• **INFORMATION SUPPLIED**:
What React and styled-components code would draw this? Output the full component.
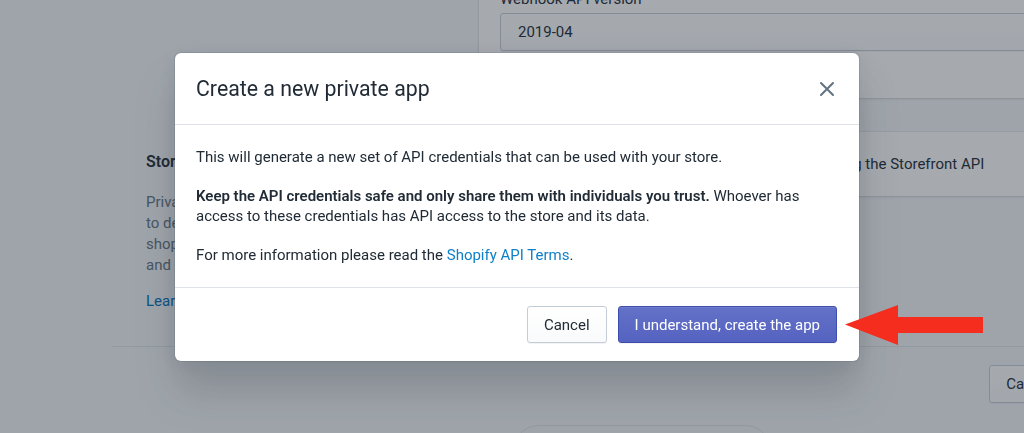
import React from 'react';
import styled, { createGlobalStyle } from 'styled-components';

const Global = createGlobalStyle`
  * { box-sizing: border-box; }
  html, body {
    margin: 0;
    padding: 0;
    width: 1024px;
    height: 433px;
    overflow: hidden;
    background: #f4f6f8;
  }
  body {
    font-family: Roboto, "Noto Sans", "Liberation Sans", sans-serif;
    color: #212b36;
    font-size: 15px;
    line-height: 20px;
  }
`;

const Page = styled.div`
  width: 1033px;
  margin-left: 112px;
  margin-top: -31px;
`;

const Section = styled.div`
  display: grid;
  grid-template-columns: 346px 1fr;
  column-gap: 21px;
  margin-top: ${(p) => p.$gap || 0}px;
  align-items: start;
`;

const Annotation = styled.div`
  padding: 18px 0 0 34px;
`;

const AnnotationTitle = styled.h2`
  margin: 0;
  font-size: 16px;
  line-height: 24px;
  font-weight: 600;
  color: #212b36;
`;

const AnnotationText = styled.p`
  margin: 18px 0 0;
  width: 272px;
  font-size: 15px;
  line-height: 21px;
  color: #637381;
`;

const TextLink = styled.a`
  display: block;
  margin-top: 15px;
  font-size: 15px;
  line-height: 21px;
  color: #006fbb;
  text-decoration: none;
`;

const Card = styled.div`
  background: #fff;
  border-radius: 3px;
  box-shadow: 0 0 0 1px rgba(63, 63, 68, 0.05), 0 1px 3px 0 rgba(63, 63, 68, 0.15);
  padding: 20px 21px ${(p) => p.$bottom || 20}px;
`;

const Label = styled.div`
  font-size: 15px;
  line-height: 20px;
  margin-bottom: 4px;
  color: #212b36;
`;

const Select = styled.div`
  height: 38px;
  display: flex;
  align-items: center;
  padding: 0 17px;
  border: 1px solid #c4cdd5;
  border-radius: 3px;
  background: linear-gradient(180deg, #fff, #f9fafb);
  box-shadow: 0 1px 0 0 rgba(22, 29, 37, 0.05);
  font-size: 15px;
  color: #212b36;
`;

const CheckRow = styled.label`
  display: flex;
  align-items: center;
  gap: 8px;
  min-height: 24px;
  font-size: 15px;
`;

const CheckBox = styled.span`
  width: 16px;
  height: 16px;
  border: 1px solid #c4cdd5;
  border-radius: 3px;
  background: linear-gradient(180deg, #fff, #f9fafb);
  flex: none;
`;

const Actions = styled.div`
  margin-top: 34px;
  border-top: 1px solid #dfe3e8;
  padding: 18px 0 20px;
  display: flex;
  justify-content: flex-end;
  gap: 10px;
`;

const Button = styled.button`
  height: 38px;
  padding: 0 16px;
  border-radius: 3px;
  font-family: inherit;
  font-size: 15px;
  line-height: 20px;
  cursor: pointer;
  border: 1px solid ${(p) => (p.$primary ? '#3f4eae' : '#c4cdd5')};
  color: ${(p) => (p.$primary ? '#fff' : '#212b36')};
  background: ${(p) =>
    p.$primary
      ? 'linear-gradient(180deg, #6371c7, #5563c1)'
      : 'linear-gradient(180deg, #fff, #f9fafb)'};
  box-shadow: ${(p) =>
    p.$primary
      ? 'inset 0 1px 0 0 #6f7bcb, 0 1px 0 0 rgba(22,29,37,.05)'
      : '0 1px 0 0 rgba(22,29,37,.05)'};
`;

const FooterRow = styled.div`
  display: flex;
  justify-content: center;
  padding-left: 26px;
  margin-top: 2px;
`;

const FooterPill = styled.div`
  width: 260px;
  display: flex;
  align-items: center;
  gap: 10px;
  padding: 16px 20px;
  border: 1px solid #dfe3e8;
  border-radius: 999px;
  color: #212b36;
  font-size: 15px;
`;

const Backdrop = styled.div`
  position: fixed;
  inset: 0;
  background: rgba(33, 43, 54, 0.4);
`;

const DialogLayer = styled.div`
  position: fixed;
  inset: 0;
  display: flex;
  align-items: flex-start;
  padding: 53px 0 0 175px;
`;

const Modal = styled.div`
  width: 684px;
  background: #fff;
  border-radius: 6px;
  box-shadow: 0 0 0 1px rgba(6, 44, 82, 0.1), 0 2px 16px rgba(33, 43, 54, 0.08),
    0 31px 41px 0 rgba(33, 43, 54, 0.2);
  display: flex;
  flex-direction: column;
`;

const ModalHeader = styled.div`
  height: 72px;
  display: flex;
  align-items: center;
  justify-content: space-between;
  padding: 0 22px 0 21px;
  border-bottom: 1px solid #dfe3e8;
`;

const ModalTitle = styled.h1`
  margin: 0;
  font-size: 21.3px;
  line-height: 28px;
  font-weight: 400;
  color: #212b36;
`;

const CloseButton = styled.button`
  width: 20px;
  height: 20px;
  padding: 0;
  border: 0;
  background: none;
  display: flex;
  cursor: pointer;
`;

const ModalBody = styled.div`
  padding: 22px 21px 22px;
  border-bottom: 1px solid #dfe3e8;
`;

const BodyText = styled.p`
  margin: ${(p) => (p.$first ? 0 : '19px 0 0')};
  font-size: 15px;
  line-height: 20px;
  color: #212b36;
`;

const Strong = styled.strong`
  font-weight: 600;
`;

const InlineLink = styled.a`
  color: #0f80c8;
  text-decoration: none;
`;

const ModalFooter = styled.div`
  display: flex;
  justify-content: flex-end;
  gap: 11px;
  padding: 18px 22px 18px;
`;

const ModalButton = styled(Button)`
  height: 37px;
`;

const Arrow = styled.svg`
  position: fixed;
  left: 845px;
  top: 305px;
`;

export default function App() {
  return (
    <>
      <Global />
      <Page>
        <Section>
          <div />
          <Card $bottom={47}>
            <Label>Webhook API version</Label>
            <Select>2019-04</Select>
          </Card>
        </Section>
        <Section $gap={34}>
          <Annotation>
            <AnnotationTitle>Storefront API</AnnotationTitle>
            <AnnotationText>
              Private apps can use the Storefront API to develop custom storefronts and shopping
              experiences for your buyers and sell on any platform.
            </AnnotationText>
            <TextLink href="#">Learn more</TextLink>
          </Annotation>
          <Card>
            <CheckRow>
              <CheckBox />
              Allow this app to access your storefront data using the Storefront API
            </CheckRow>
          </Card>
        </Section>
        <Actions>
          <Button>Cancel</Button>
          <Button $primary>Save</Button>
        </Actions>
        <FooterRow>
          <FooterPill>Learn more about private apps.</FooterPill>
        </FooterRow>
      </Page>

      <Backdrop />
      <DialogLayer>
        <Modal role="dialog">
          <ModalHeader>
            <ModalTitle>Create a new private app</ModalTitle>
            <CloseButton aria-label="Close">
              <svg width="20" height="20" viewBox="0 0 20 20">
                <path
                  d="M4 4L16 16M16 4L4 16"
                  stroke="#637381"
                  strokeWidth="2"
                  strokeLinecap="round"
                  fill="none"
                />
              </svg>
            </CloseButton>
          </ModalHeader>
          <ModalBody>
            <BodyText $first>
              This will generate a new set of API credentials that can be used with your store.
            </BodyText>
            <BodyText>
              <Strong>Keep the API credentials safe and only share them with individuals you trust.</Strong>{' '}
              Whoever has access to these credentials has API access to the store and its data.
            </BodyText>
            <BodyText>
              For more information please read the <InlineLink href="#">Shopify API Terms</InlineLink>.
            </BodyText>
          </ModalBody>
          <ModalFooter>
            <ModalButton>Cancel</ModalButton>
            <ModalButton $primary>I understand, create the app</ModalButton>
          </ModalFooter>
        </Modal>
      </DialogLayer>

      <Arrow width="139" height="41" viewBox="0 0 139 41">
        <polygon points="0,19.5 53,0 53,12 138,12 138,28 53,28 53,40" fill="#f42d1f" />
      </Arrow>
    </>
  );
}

• **WHAT THE TASK REQUIRES**: Copy out every line from the data above that has "components" in it.

• **WRITTEN ANSWER**:
What React and styled-components code would draw this? Output the full component.
import styled, { createGlobalStyle } from 'styled-components';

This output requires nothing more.